Prayer: Lord God Heavenly Father, please continue to establish your Joy in our hearts. Guard and protect us from this day forth and forever more! That we may embrace and ever hold fast the blessed hope of everlasting life. Through Jesus Christ, Your Son, Our Lord, Amen.
“Now the time came for Elizabeth to give birth, and she bore a son – And they made signs to his father, inquiring what he wanted him to be called – and he wrote: ‘His name is John.'” Luke 1:57, 62-63
Depending on when you read this, there are only–give or take–181 shopping days left until Christmas (or 181 days of procrastination left, depending on what kind of shopper you are). 181 days–that means we are 6 months away from the blessed Nativity of our Lord.
Why mention Christmas in June? Because the church celebrates the Nativity of St. John the Baptist this month (the actual date is June 24, corresponding to the birth of St. John the Baptizer).
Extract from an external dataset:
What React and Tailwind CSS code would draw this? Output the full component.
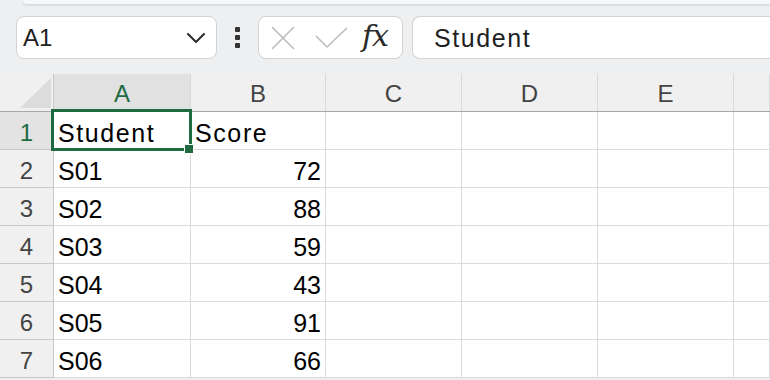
import React from "react";

const cols = ["A", "B", "C", "D", "E", ""];
const widths = ["w-[137px]", "w-[135px]", "w-[136px]", "w-[136px]", "w-[136px]", "flex-1"];
const rows = [
  ["Student", "Score"],
  ["S01", "72"],
  ["S02", "88"],
  ["S03", "59"],
  ["S04", "43"],
  ["S05", "91"],
  ["S06", "66"],
];

export default function App() {
  return (
    <div
      className="relative w-[770px] h-[380px] overflow-hidden bg-[#edeff1]"
      style={{ fontFamily: '"Liberation Sans", Arial, sans-serif' }}
    >
      {/* top strip */}
      <div className="ml-[23px] h-[4px] bg-[#f6f7f8] rounded-bl-[4px] shadow-[0_1px_3px_rgba(0,0,0,0.15)]" />

      {/* toolbar */}
      <div className="flex items-start h-[70px] pt-[12px] pl-[16px]">
        <div className="flex items-center w-[201px] h-[43px] bg-white border border-[#d2d2d2] rounded-lg pl-[6px] pr-[10px]">
          <span className="text-[24px] text-[#1f1f1f] flex-1 leading-none pt-[1px]">A1</span>
          <svg width="20" height="12" viewBox="0 0 20 12" fill="none">
            <path d="M2 2 L10 10 L18 2" stroke="#2a2a2a" strokeWidth="2" strokeLinecap="round" strokeLinejoin="round" />
          </svg>
        </div>
        <div className="flex flex-col items-center justify-center gap-[3px] w-[41px] h-[43px]">
          <div className="w-[5px] h-[5px] bg-[#333] rounded-[1px]" />
          <div className="w-[5px] h-[5px] bg-[#333] rounded-[1px]" />
          <div className="w-[5px] h-[5px] bg-[#333] rounded-[1px]" />
        </div>
        <div className="flex items-center w-[145px] h-[43px] bg-white border border-[#d2d2d2] rounded-lg">
          <svg className="ml-[12px]" width="24" height="24" viewBox="0 0 24 24" fill="none">
            <path d="M1 1 L23 23 M23 1 L1 23" stroke="#bcbcbc" strokeWidth="1.6" />
          </svg>
          <svg className="ml-[20px]" width="33" height="22" viewBox="0 0 33 22" fill="none">
            <path d="M1 9 L12 20 L32 1" stroke="#bcbcbc" strokeWidth="1.6" />
          </svg>
          <span
            className="ml-[14px] text-[30px] italic text-[#2a2a2a] leading-none -mt-[4px] tracking-[-1px]"
            style={{ fontFamily: '"DejaVu Serif", "Liberation Serif", serif' }}
          >
            fx
          </span>
        </div>
        <div className="flex items-center flex-1 ml-[9px] h-[43px] bg-white border border-[#d2d2d2] rounded-l-lg border-r-0 pl-[21px]">
          <span className="text-[25px] leading-none text-[#1f1f1f] tracking-[1.6px] pt-[1px]">Student</span>
        </div>
      </div>

      {/* grid */}
      <div className="flex flex-col">
        {/* header row */}
        <div className="flex h-[38px] bg-[#f0f0f0] border-b border-[#a8a8a8]">
          <div className="relative w-[54px] border-r border-[#c8c8c8]">
            <svg className="absolute left-[20px] top-[4px]" width="31" height="30" viewBox="0 0 31 30">
              <path d="M0 30 L31 0 L31 30 Z" fill="#dcdcdc" />
            </svg>
          </div>
          {cols.map((c, i) => (
            <div
              key={i}
              className={`${widths[i]} flex items-center justify-center pt-[2px] border-r border-[#d9d9d9] text-[24px] leading-none ${
                i === 0 ? "bg-[#e1e1e1] text-[#1e6b41]" : "text-[#444]"
              }`}
            >
              {c}
            </div>
          ))}
        </div>

        {rows.map((r, ri) => (
          <div key={ri} className="flex h-[38px]">
            <div
              className={`w-[54px] flex items-center justify-center pt-[4px] border-r border-b border-[#c8c8c8] text-[24px] leading-none ${
                ri === 0 ? "bg-[#e3e3e3] text-[#1e6b41]" : "bg-[#f0f0f0] text-[#444]"
              }`}
            >
              {ri + 1}
            </div>
            {cols.map((c, ci) => {
              const v = r[ci];
              const isNum = v && /^\d+$/.test(v);
              return (
                <div
                  key={ci}
                  className={`${widths[ci]} flex items-center pt-[5px] bg-white border-r border-b border-[#dcdcdc] text-[25px] leading-none text-black ${
                    isNum ? "justify-end pr-[4px]" : "justify-start pl-[4px]"
                  } ${ri === 0 ? "tracking-[1.6px]" : ""}`}
                >
                  {v || ""}
                </div>
              );
            })}
          </div>
        ))}
      </div>

      {/* selection */}
      <div className="absolute left-[51px] top-[109px] w-[141px] h-[42px] border-[3px] border-[#1e6b41]" />
      <div className="absolute left-[185px] top-[145px] w-[8px] h-[8px] bg-[#1e6b41] outline outline-1 outline-white" />
    </div>
  );
}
John’s parents were the priest Zechariah and his wife Elizabeth. Elizabeth was unable to have children. But when an angel told Zechariah that he and his aged wife would give birth to a son, and that his name would be John, and that this son would prepare the people for the Lord, it was just too much! Zechariah’s faith was empty. God’s promise to him didn’t bear any fruit. And because of his lack of faith, the angel Gabriel told him to “Just be quiet for a while and watch God work.”
Like Zechariah we must confess that we too have had a cold response to God’s Word. God has spoken to us through His Word saying trust Me, believe in Me, live for Me, follow Me – to which our reply has been as mute as Zechariah. We have been indifferent or even bored with God’s Word; too scared, too lazy, or too prideful to let it dwell in us richly. Jesus says in John 15, “Apart from Me you can do nothing.” But if God can bring people back from the dead, He can bring you back too!
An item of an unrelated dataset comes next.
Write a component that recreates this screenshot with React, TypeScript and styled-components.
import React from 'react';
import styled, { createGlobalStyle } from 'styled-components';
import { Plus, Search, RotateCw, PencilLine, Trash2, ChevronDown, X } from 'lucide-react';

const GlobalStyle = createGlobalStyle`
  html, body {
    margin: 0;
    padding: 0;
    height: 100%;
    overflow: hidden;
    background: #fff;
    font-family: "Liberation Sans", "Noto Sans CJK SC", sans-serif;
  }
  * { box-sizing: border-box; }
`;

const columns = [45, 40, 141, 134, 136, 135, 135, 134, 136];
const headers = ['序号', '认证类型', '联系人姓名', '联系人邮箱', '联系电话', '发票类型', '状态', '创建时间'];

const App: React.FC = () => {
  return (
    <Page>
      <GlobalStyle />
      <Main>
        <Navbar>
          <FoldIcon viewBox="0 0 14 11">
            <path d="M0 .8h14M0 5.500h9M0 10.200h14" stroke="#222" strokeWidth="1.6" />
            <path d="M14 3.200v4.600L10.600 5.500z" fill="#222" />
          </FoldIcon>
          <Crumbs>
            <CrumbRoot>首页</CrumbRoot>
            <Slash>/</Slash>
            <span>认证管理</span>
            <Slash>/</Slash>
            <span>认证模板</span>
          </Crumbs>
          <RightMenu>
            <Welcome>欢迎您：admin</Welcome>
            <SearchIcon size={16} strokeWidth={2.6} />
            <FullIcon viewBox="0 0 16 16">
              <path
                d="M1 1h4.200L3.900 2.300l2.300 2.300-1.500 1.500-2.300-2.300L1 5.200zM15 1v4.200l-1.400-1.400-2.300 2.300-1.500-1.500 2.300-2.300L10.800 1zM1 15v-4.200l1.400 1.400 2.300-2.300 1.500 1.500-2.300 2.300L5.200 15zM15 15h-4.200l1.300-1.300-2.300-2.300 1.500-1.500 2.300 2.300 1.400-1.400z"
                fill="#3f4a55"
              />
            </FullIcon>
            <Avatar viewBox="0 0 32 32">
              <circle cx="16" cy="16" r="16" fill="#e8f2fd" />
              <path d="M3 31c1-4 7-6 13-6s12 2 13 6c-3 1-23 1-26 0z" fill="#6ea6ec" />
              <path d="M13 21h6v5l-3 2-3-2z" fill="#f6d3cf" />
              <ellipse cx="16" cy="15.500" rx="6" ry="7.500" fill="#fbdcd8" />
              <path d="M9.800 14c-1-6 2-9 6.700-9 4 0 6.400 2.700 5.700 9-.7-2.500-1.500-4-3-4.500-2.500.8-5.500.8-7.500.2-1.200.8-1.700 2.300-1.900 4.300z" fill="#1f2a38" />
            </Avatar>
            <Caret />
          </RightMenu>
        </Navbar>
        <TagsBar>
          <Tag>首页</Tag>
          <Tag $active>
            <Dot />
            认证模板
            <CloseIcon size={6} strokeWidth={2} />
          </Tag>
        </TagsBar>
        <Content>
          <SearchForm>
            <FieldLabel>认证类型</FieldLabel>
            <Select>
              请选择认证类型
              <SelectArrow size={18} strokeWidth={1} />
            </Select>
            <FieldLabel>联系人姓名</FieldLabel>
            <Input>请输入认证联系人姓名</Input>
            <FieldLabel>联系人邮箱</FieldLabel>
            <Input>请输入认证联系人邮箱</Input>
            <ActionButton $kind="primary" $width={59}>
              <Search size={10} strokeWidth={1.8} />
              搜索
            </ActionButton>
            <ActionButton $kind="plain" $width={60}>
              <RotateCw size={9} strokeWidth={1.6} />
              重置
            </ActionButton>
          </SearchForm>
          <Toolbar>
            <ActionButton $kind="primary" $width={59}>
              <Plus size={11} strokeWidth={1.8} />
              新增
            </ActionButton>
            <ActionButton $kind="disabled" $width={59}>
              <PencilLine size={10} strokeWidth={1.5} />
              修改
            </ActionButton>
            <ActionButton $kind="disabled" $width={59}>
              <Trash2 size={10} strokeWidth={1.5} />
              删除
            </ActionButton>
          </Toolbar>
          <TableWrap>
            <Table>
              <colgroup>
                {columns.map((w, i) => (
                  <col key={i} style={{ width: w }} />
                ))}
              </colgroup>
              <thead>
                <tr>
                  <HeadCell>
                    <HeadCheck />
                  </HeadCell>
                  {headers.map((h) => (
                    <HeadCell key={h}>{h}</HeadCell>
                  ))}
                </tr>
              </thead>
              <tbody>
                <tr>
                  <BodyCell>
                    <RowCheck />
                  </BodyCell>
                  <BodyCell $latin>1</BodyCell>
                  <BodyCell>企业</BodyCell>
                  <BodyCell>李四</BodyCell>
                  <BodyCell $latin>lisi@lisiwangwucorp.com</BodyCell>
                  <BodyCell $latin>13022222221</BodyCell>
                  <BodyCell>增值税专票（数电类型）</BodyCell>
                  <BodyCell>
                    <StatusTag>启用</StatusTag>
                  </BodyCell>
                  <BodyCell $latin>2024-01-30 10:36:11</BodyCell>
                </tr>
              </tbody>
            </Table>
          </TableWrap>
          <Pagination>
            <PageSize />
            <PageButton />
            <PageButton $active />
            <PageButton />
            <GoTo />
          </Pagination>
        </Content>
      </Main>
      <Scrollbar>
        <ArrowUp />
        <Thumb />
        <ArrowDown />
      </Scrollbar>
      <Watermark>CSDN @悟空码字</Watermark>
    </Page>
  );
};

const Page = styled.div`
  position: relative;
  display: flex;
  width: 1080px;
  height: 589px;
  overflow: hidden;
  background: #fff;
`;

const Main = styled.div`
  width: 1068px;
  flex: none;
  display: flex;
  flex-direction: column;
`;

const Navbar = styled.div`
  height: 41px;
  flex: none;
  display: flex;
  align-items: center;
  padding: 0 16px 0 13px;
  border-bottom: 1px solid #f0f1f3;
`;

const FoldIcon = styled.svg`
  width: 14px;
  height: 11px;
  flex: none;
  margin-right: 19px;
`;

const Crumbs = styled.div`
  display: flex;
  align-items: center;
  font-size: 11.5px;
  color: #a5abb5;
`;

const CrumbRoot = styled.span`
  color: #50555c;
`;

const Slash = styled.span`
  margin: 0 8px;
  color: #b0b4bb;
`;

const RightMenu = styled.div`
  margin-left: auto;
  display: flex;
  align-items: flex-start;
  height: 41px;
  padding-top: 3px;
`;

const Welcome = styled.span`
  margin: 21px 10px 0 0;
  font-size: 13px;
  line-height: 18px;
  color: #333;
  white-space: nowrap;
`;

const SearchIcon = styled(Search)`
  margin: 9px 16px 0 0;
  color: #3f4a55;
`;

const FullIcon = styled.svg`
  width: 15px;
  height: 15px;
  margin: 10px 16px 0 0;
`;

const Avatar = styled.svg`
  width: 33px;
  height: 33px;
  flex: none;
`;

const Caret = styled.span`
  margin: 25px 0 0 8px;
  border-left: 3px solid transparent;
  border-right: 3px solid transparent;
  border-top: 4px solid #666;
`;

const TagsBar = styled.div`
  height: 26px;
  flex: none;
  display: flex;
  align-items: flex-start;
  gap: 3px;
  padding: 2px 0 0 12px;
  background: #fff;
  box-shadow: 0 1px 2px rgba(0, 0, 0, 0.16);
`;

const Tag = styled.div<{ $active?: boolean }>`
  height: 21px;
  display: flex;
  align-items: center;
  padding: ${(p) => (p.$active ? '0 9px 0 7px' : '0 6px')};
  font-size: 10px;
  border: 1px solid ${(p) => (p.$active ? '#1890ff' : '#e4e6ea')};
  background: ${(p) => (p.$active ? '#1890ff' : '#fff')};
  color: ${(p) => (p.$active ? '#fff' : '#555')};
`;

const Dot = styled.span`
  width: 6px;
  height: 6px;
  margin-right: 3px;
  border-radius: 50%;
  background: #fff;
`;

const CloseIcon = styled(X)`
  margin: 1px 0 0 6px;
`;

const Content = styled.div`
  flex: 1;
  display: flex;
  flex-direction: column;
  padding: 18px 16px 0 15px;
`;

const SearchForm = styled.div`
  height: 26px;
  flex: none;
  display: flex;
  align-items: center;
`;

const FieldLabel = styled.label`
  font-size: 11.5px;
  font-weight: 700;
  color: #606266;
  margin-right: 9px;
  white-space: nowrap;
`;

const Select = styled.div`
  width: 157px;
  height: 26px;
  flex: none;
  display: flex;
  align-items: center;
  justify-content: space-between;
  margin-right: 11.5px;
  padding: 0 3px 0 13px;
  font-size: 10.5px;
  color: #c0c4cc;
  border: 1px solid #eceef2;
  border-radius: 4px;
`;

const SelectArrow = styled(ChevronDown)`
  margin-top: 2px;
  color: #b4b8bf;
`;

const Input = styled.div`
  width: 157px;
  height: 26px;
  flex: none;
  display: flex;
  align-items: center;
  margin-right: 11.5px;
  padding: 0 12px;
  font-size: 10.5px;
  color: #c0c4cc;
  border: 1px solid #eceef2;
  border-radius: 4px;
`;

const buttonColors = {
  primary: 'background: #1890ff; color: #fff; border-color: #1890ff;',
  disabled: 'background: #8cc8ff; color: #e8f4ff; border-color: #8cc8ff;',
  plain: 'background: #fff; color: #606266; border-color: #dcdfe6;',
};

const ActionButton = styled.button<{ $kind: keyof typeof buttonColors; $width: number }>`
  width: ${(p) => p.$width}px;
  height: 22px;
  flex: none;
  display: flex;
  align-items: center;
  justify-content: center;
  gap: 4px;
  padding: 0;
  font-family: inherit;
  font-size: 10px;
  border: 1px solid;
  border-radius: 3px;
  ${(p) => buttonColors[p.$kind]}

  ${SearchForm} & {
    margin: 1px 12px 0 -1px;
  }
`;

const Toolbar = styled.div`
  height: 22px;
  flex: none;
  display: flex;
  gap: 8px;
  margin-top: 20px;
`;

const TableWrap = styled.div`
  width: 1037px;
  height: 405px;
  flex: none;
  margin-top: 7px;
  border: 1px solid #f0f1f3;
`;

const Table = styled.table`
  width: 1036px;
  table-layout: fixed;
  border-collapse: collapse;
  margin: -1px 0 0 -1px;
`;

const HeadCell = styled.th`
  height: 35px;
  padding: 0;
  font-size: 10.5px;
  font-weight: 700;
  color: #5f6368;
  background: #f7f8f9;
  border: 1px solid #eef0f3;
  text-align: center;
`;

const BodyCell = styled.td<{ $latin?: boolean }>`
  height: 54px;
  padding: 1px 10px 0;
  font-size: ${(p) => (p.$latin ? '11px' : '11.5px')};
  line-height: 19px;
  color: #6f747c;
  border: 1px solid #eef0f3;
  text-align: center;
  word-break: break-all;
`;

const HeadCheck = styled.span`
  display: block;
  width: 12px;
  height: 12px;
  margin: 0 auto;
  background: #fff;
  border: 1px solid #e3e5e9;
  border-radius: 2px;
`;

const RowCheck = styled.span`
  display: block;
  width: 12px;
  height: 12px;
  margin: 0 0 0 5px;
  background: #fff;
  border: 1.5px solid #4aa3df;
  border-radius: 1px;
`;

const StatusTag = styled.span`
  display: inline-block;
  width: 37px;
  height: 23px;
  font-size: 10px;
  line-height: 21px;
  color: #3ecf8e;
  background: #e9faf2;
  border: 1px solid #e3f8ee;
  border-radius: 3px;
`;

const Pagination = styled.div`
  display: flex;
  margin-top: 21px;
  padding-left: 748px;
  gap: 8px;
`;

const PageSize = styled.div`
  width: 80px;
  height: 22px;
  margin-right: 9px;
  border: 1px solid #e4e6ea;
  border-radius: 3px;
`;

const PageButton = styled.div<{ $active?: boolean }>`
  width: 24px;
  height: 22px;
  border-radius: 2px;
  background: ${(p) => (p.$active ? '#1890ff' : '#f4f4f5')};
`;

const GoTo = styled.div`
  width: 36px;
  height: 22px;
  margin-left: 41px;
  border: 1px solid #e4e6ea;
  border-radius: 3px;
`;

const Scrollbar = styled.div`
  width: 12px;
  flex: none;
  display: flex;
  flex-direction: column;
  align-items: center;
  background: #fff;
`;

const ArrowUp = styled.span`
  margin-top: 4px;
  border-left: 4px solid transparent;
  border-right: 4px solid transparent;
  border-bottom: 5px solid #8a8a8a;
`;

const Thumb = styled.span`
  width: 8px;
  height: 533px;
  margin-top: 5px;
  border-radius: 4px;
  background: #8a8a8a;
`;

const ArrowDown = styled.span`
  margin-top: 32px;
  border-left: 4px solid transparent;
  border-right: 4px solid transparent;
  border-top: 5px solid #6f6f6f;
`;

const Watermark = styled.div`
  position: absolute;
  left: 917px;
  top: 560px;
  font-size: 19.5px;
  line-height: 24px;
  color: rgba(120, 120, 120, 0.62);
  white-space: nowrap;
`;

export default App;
And it all started with Zechariah’s son, John. Zechariah was struck deaf and mute by the angel Gabriel, but when the time came, he let out a stream of praise like champagne bubbling out of a hastily opened bottle. His son John would “be called the prophet of the Most High; for [he] would go before the Lord to prepare his ways.” And prepare the way He would! John–wild-eyed, grasshopper eatin’ John–would point people to Jesus and say, “Behold, the Lamb of God who takes away the sin of the world.”
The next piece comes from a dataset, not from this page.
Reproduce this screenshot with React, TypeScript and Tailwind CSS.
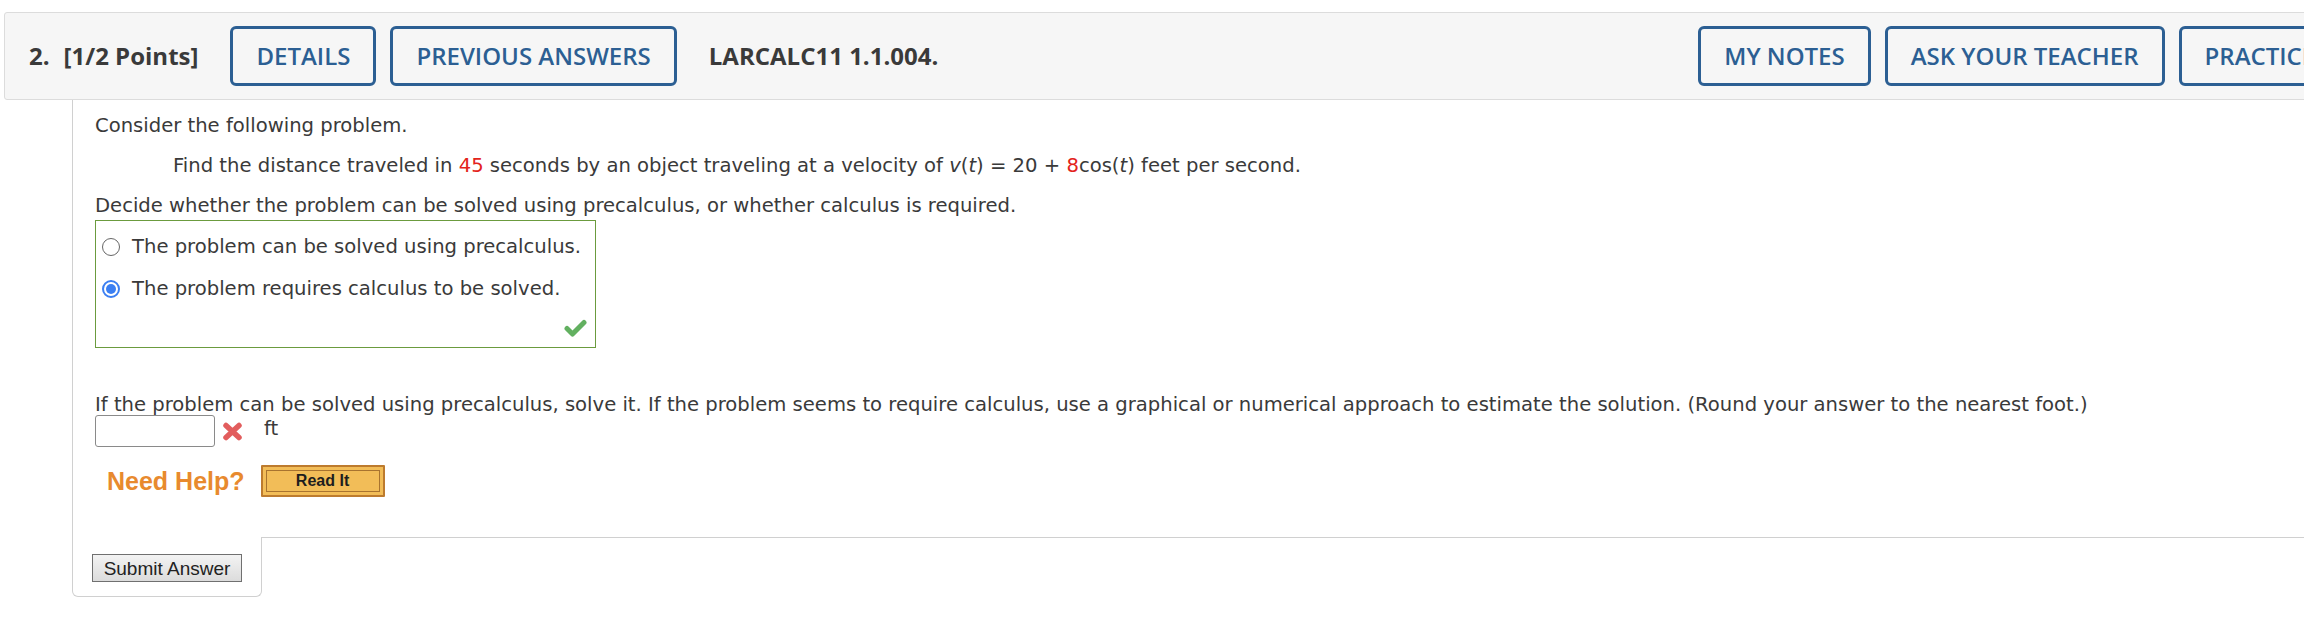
import React from "react";

function HeaderButton({ label }: { label: string }) {
  return (
    <button className="h-[60px] shrink-0 rounded-[6px] border-[3px] border-[#2c5f93] bg-transparent px-[23px] text-[24px] font-semibold text-[#2c5f93]">
      {label}
    </button>
  );
}

function Radio({ checked }: { checked?: boolean }) {
  if (checked) {
    return (
      <span className="flex h-[18px] w-[18px] shrink-0 items-center justify-center rounded-full border-2 border-[#3b7ff2] bg-white">
        <span className="h-[10px] w-[10px] rounded-full bg-[#3b7ff2]" />
      </span>
    );
  }
  return <span className="h-[18px] w-[18px] shrink-0 rounded-full border border-[#666] bg-white" />;
}

function CheckMark() {
  return (
    <svg width="23" height="18" viewBox="0 0 23 18">
      <path
        d="M3 9.5 L8.5 15 L20 3.5"
        fill="none"
        stroke="#62b060"
        strokeWidth="5"
        strokeLinecap="round"
        strokeLinejoin="round"
      />
    </svg>
  );
}

function CrossMark() {
  return (
    <svg width="21" height="19" viewBox="0 0 21 19">
      <path
        d="M4 3.5 L17 15.5 M17 3.5 L4 15.5"
        fill="none"
        stroke="#e25d5d"
        strokeWidth="5.5"
        strokeLinecap="round"
      />
    </svg>
  );
}

export default function App() {
  return (
    <div className="h-[618px] w-[2304px] overflow-hidden bg-white pl-1 pt-3">
      {/* question header */}
      <div className="flex h-[88px] w-[2500px] items-center rounded-[3px] border border-[#dcdcdc] bg-[#f6f6f6] pl-6 font-['Open_Sans',sans-serif] text-[24px] text-[#3a3a3a]">
        <span className="font-bold">2.</span>
        <span className="ml-[14px] font-bold">[1/2 Points]</span>
        <div className="ml-8 flex gap-[14px]">
          <HeaderButton label="DETAILS" />
          <HeaderButton label="PREVIOUS ANSWERS" />
        </div>
        <span className="ml-8 font-bold">LARCALC11 1.1.004.</span>
        <div className="ml-[760px] flex shrink-0 gap-[14px]">
          <HeaderButton label="MY NOTES" />
          <HeaderButton label="ASK YOUR TEACHER" />
          <HeaderButton label="PRACTICE ANOTHER" />
        </div>
      </div>

      {/* question body */}
      <div className="ml-[68px] font-['DejaVu_Sans',sans-serif] text-[19.6px] leading-[28px] text-[#3a3a3a]">
        <div className="border-l border-[#d0d0d0] pb-[40px] pl-[22px] pt-[12px]">
          <p>Consider the following problem.</p>
          <p className="mt-3 pl-[78px]">
            Find the distance traveled in <span className="text-[#e3231b]">45</span> seconds by an object
            traveling at a velocity of <i>v</i>(<i>t</i>) = 20 + <span className="text-[#e3231b]">8</span>cos(
            <i>t</i>) feet per second.
          </p>
          <p className="mt-3">
            Decide whether the problem can be solved using precalculus, or whether calculus is required.
          </p>

          <div className="flex h-[128px] w-[501px] flex-col border border-[#6b9b3e] pb-[10px] pl-[6px] pr-2 pt-[12px]">
            <label className="flex items-center gap-[12px]">
              <Radio />
              <span>The problem can be solved using precalculus.</span>
            </label>
            <label className="mt-[14px] flex items-center gap-[12px]">
              <Radio checked />
              <span>The problem requires calculus to be solved.</span>
            </label>
            <div className="mt-auto flex justify-end">
              <CheckMark />
            </div>
          </div>

          <p className="mt-[43px]">
            If the problem can be solved using precalculus, solve it. If the problem seems to require calculus,
            use a graphical or numerical approach to estimate the solution. (Round your answer to the nearest
            foot.)
          </p>
          <div className="-mt-1 flex items-center">
            <input
              type="text"
              className="h-[32px] w-[120px] rounded-[3px] border border-[#8a8a8a] bg-white"
            />
            <span className="ml-[7px]">
              <CrossMark />
            </span>
            <span className="ml-[21px] -mt-1">ft</span>
          </div>

          <div className="mt-[18px] flex items-center pl-3 font-['Liberation_Sans',Arial,sans-serif]">
            <span className="text-[25px] font-bold leading-[32px] text-[#e88a2e]">Need Help?</span>
            <button className="ml-4 h-[32px] w-[124px] rounded-[1px] border-2 border-[#bd7b2e] bg-[#f2bd58] p-[3px]">
              <span className="flex h-full w-full items-center justify-center border border-[#a8732f] text-[16px] font-bold leading-none text-[#1e1e1e]">
                Read It
              </span>
            </button>
          </div>
        </div>

        <div className="flex">
          <div className="h-[60px] w-[190px] shrink-0 rounded-b-[6px] border-x border-b border-[#d0d0d0] pl-[19px] pt-[17px]">
            <button className="h-[28px] w-[150px] border border-[#707070] bg-gradient-to-b from-[#f3f3f3] to-[#dcdcdc] font-['Liberation_Sans',Arial,sans-serif] text-[19px] leading-none text-[#222]">
              Submit Answer
            </button>
          </div>
          <div className="flex-1 border-t border-[#d0d0d0]" />
        </div>
      </div>
    </div>
  );
}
John usually points us to Jesus in Advent and Christmas. But God’s put him to work this month to point you to the greatest gift ever. No matter what your week was like. No matter what challenges you’ll face this afternoon or tomorrow or the next day; no matter how badly you botched things up again, Jesus is your gift. Drenched with His water and delighted with His wine/blood and bread/body, you are something new in Christ. “Therefore, if anyone is in Christ, he is a new creation. The old has passed away; behold, the new has come.” From nothing, to something new and marvelous.
It’s June and there’s only 181 days till Christmas, but the blessing and gift of Jesus comes to you now in His Word and Promise.
Prayer: Almighty God, through John the Baptist You once proclaimed salvation. Grant that we may know this salvation and serve you in holiness all the days of our life. Amen.
“The kingdom of God – is like a grain of mustard seed – ” Mark 4:30, 31
If we were to write a story about how God in his great and mighty way
was going to rescue his special people and destroy all his enemies, our
version of the story would never read like the New Testament.
We like big and impressive heroes who live larger than life. We like
obvious winners. We like decisive victories. And we like the glory that
goes with all of that. If we were writing a story about God, it would
probably not look or sound like anything from the Bible. It certainly
wouldn’t involve planting little, unimpressive mustard seeds. But in the
parable of the mustard seed, Jesus is making the point that God’s ways
are not our ways.
Jesus is teaching us that despite appearances, what He was doing while
on earth was going to have a dramatic outcome. From one little Rabbi
from Nazareth along with His band of twelve motley men, would come
something big enough to change the world forever.
Jesus had come to bring the reign of God into the world. And in many
ways it did not look very effective or important. But it was how God
planned to bring people into His kingdom. Who would have thought
that God would arrive as a helpless baby in a manger? Who would have
thought that a ragtag group of men would be hand-selected to carry the
kingdom of God to the very ends of the earth? Who would have
thought that God’s kingdom would include turning the other cheek and
loving one’s enemies? Who would have thought that God’s own Son
would lead by suffering and dying a shameful death on a cross in order
to restore all things–to fight death with death?
The answer? No one but God would have done things this way. And
yet, through this unimpressive ministry of Jesus, God’s reign has grown
into the most powerful kingdom ever–a kingdom where the sins of the
sinful are forgiven, mercy is shown to the merciless, and the poor in
Spirit are made rich in the undeserved grace of God.
The little mustard seed is truly unimpressive at first. And perhaps your
faith and our churches are just as unimpressive today. But just as the
little mustard seed will grow into a large plant, so will God’s “little”
kingdom grow into the all-encompassing rule and reign of God Almighty.
With repentance and faith wrought by the Holy Spirit, you have been
brought into this kingly reign of Jesus. Your faith and your life may feel
as little and insignificant as a tiny mustard seed. But God promises that
it will all change in the future. This parable invites you to live with faith
and hope until the Day that Christ returns to make all things new. Only
on that Last and glorious Day will the fullness of God’s reign be seen.
Until then, trust in the seemingly unimpressive works of God in your
life: baptism, confession and absolution, the Lord’s Supper, hearing the
Word of God through sermons and Bible Studies. These are all signs
that the best is yet to come.
Prayer: Grant me faith, O Lord, to trust your ways and not my
own, until you come again; through Jesus Christ, Amen.